Go through the listing beneath this task and return every line that carries the string "index".
[start Data lines]
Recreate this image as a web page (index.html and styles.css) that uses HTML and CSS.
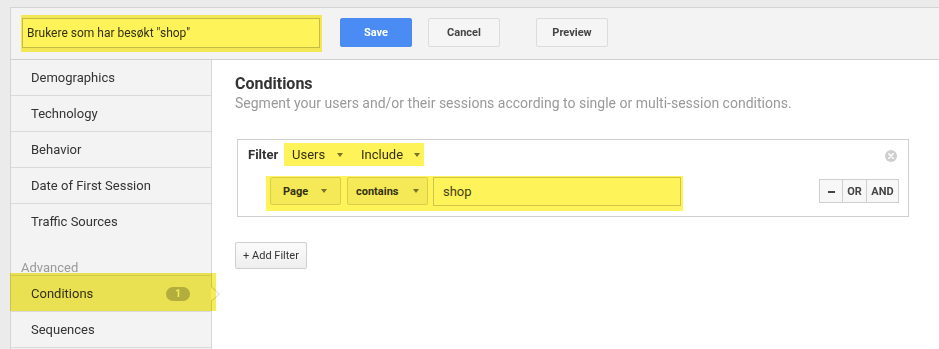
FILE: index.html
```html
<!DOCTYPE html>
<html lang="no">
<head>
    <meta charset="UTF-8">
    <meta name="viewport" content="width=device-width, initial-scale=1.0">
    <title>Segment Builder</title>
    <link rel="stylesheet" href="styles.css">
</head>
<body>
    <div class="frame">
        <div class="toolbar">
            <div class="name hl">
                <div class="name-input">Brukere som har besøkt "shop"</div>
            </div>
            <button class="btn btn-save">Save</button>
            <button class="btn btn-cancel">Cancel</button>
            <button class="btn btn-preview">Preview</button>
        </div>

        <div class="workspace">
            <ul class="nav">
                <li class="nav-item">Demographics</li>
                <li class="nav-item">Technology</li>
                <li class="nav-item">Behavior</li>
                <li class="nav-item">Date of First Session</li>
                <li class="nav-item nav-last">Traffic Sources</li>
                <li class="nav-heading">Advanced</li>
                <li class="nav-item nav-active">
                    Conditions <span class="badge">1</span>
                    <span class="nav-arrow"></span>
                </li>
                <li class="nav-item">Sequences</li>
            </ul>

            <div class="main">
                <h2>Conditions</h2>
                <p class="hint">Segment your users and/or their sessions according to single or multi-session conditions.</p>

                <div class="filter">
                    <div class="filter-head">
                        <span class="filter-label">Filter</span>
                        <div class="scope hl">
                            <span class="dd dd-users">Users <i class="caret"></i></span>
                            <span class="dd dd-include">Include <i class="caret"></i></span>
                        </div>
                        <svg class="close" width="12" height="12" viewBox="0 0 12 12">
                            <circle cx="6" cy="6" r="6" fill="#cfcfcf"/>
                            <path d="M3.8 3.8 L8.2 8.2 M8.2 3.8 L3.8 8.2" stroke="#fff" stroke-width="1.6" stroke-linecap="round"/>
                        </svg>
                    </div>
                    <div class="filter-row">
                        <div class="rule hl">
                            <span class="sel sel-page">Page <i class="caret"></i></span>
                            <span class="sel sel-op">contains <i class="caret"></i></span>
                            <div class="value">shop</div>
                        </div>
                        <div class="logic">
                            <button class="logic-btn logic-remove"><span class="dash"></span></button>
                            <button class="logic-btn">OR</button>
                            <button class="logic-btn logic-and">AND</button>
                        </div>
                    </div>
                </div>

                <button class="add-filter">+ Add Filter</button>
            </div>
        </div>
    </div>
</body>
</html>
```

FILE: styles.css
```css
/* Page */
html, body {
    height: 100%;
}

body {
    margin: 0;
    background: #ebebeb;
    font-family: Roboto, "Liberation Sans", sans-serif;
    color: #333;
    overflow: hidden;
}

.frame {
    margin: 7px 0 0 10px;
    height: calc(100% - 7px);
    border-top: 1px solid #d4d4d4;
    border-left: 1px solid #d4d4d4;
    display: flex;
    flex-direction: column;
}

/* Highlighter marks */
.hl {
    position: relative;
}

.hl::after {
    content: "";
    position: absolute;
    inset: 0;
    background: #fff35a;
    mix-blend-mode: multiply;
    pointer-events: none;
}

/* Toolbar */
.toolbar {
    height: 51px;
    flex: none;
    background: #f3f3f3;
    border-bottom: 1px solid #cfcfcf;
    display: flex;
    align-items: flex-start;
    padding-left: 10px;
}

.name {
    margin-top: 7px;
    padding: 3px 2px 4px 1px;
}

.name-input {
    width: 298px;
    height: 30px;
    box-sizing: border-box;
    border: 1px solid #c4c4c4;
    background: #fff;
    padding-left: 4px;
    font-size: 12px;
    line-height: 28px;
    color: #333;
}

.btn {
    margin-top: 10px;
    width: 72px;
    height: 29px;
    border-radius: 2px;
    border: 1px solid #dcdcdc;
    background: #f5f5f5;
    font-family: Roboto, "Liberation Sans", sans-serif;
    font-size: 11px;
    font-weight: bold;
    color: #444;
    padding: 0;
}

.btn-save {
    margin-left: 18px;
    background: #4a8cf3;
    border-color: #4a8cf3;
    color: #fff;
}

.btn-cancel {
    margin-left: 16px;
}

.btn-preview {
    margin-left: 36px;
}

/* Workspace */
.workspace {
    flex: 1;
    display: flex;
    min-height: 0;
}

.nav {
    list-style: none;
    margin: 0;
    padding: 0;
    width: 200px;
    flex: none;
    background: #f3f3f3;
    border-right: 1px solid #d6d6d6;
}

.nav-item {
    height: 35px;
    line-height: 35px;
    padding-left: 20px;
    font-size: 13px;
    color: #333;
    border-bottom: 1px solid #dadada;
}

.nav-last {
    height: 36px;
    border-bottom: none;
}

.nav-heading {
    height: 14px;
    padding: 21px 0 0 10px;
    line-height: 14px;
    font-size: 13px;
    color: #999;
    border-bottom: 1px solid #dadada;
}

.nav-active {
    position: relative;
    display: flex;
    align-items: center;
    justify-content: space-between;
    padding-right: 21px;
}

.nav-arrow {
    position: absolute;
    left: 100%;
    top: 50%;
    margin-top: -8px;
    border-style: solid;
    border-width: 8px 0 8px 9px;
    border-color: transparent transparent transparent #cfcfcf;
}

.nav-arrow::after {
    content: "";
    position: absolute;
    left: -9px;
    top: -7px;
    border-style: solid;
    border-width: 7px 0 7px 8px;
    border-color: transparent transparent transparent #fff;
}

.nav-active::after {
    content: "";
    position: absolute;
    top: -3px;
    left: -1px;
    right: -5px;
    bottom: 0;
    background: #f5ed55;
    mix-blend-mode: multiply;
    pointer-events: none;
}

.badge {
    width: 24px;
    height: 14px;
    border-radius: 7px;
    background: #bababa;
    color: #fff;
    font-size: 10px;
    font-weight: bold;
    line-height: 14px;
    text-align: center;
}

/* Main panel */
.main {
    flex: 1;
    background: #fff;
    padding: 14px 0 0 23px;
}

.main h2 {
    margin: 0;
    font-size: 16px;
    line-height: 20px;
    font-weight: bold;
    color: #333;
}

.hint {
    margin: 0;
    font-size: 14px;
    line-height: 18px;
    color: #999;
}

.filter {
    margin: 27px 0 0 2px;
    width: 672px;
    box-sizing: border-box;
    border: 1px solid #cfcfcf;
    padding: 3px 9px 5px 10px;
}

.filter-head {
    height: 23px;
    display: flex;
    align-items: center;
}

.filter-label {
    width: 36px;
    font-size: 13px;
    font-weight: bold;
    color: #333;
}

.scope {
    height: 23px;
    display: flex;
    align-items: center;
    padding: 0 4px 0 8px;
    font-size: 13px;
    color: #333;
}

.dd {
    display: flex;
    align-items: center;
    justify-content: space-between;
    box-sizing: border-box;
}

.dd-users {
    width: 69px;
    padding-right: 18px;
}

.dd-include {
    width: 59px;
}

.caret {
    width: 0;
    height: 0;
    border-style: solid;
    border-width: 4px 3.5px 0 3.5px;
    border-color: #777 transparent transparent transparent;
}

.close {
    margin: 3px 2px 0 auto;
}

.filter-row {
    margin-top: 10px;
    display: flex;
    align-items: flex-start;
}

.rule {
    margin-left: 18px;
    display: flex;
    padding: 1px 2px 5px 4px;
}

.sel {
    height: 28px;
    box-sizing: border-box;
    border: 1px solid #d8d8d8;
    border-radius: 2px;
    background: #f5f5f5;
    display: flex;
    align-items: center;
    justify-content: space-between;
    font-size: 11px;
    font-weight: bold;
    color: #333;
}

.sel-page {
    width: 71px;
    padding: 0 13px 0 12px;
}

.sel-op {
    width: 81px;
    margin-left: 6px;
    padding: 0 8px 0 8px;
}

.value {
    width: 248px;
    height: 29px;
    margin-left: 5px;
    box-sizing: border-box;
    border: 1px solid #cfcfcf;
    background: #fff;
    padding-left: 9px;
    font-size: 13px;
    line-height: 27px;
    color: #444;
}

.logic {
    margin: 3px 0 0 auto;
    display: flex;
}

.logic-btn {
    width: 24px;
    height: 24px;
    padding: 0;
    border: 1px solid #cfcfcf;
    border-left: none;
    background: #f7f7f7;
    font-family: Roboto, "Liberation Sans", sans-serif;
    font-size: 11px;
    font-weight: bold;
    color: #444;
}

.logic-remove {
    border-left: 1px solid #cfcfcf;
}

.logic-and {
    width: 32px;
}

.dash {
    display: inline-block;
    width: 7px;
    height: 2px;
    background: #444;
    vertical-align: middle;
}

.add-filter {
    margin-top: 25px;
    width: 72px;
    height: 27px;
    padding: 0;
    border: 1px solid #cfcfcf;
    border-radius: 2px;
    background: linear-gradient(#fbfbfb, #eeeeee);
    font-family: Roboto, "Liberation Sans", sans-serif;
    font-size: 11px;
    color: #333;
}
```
[end Data lines]
Result for this task:
Recreate this image as a web page (index.html and styles.css) that uses HTML and CSS.
FILE: index.html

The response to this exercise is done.